I have a data frame in the following format:
Person Answer Value
John Yes 3
Pete No 6
Joan Yes 5
Joan Yes 4
Pete No 7
I want to conduct an analysis (and create a stacked bar plot), where I'm able to group by the Person (repeating) and Answer variables and then summarize by value.
I've tried using dplyr to perform this, but I'm running into issues. The values on which I'm trying to perform the function are hindered if I use a group_by clause in my dplyr piping.
e.g.,
df2 <- df %>%
select(Person, Answer, Value) %>%
group_by(Person, Answer) %>%
summarise(sum(value = 3)/length(original dataframe ungrouped) + sum(value = 6)/length(original dataframe ungrouped)

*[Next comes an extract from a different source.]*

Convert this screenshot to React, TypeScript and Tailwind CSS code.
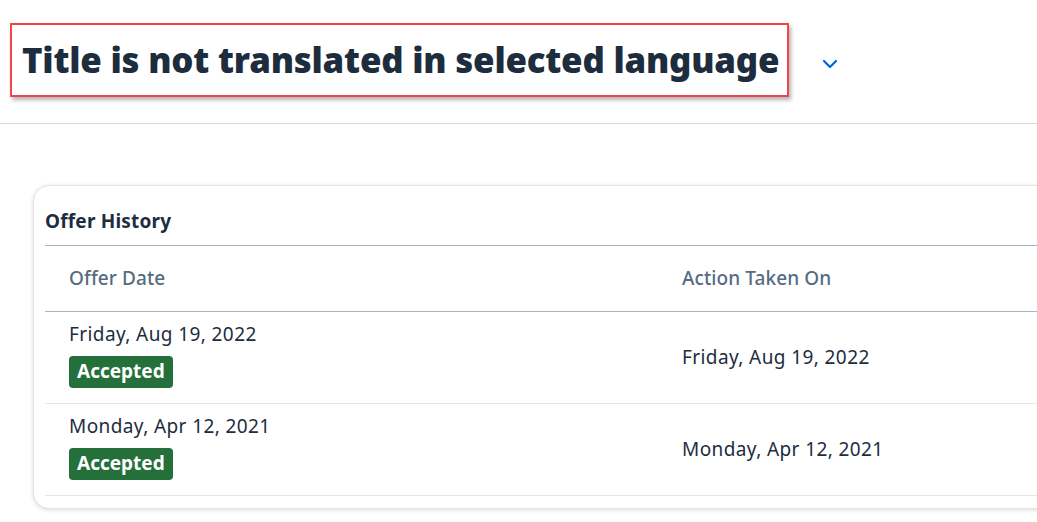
import React from "react";

const rows = [
  { offer: "Friday, Aug 19, 2022", action: "Friday, Aug 19, 2022" },
  { offer: "Monday, Apr 12, 2021", action: "Monday, Apr 12, 2021" },
];

export default function App() {
  return (
    <div
      className="w-[1037px] h-[522px] overflow-hidden bg-white text-[#1d2d3e]"
      style={{ fontFamily: '"Noto Sans", "Open Sans", sans-serif' }}
    >
      <header className="h-[124px] border-b border-[#d9d9d9] flex items-start pt-[23px] pl-[10px]">
        <div className="h-[74px] border-2 border-[#f34449] shadow-[2px_3px_4px_rgba(0,0,0,0.3)] flex items-center pl-[10px] pr-[8px]">
          <h1 className="text-[34.8px] font-black tracking-[-0.2px] leading-none text-[#1d2d3e] whitespace-nowrap">
            Title is not translated in selected language
          </h1>
        </div>
        <button className="ml-[33px] mt-[36px] text-[#0064d9]">
          <svg width="16" height="10" viewBox="0 0 16 10" fill="none">
            <path d="M2 2 L8 8 L14 2" stroke="currentColor" strokeWidth="2.2" strokeLinecap="round" strokeLinejoin="round" />
          </svg>
        </button>
      </header>

      <div className="pl-[33px] pt-[61px]">
        <div className="w-[1040px] rounded-[16px] border border-[#e5e5e5] shadow-[0_1px_4px_rgba(0,0,0,0.15)] pl-[11px] pb-[12px] bg-white">
          <div className="h-[60px] flex items-center pt-[12px] border-b border-[#a9b4be]">
            <h2 className="text-[19px] tracking-[0.2px] font-bold text-[#1d2d3e]">Offer History</h2>
          </div>
          <div className="grid grid-cols-[613px_1fr] h-[66px] items-center border-b border-[#a9b4be] text-[19px] tracking-[0.1px] text-[#556b82] font-medium">
            <div className="pl-[24px]">Offer Date</div>
            <div className="pl-[24px]">Action Taken On</div>
          </div>
          {rows.map((r, i) => (
            <div
              key={i}
              className="grid grid-cols-[613px_1fr] h-[92px] items-center border-b border-[#e5e5e5] text-[19px] tracking-[0.4px] text-[#1d2d3e]"
            >
              <div className="pl-[24px] flex flex-col items-start gap-[10px] pb-[6px]">
                <span className="leading-[24px]">{r.offer}</span>
                <span className="h-[32px] px-[8px] rounded-[4px] bg-[#256f3a] text-white font-bold text-[19px] tracking-[0px] flex items-center">
                  Accepted
                </span>
              </div>
              <div className="pl-[24px]">{r.action}</div>
            </div>
          ))}
        </div>
      </div>
    </div>
  );
}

The problem I'm running into is performing this calculation properly. The calculation doesn't make sense AFTER the data has been grouped, as I end up return a very limited dataframe after grouping.
Expected output:
person answer value
Joan Yes. calculated value (summary stat)
Joan No. calculate value
John Yes. calculated value....
John No
Pete Yes
Pete No
Ultimately, I'd like to make a stacked bar chart, where the summarization is shown across the People and the bars are divided into percentages by "yes" and "no" answers. For example, there are 3 bars: one for John, one for Pete, and one for Joan, and each of these bars is divided into two parts (values based on yes/no response)
Thanks!